Sunday, September 04, 2011

The Cloudy "AGW" Forecast

Not only did CERN issue a paper which, umnnnnhhhh, pointed to shortcomings in AGW research (you know, like sunlight...), some other highly-credentialed guy also published a peer-reviewed item suggesting that AGW proponents may have missed the impact of clouds on temperature.

Sun, clouds......stuff that's just un-noticeable, right?

At the heart of this debate is whether cloud changes, through their ability to alter how much sunlight is allowed in to warm the Earth, can cause temperature change.

We claim they can, and have demonstrated so with both phase space plots of observed temperature versus Earth radiative budget variations here, and with lag-regression plots of the same data here, and with a forcing-feedback model of the average climate system in both of those publications. (The model we used was suggested to us by Isaac Held, Princeton-GFDL, who is hardly a global warming “skeptic”.)

The Believers respond with:

The Dessler and Trenberth contrary view – as near as I can tell – is that clouds cannot cause temperature change, unless those cloud changes were themselves caused by some previous temperature change. In other words, they believe cloud changes can always be traced to some prior temperature change.

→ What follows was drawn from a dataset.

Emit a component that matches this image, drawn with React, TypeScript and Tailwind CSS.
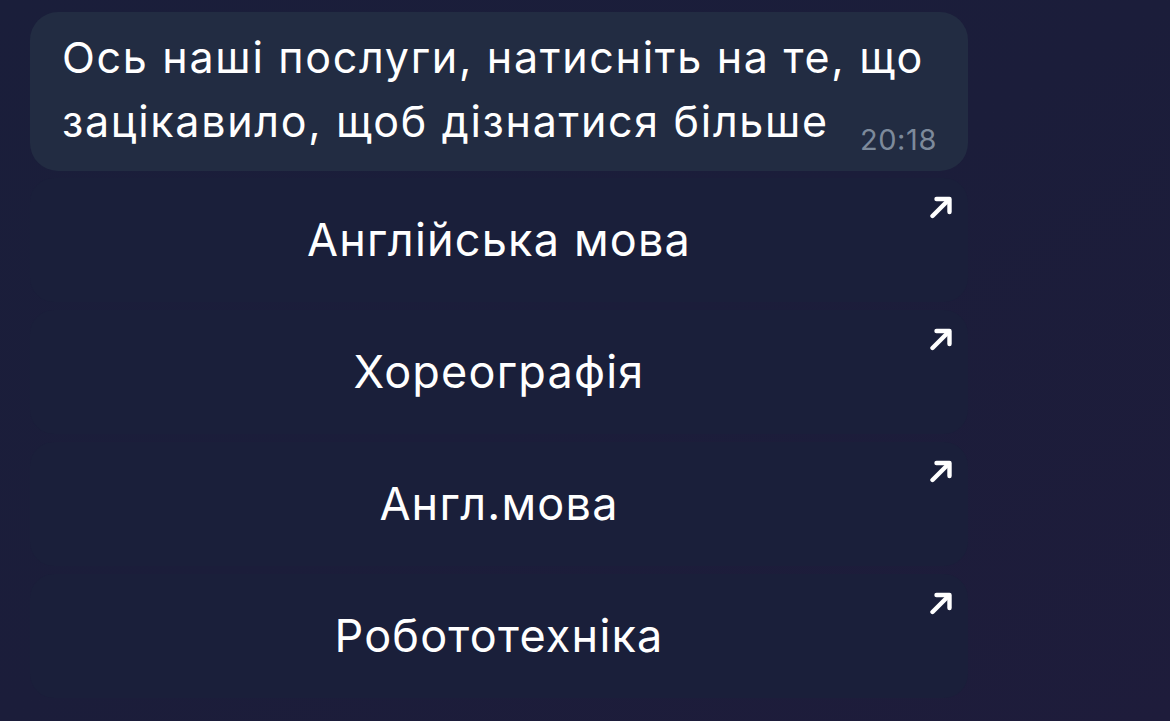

This temperature-forcing-clouds direction of causation is “cloud feedback”.

Put more simply, Dessler and Trenberth believe causation between temperature and clouds only flows in one direction :

Temperature Change => Cloud Change,

whereas we and others believe (and have demonstrated) it flows in both directions,

Temperature Change <= => Cloud Change.

Well, the $Umpty-Bazillion only flows into Believers' pockets, ya know, silly.  That's really the model they're using.  All the rest, like sunshine?  Who cares??

HT:  PowerLine

3 comments:

  1. The editor of the journal that published the Spencer paper resigned in embarrassment that such a lousy piece of scholarship made it through into his publication: http://www.mdpi.com/2072-4292/3/9/2002/pdf

    I don't expect you to read it, but am posting the link in case someone with a sense of curiosity stops by.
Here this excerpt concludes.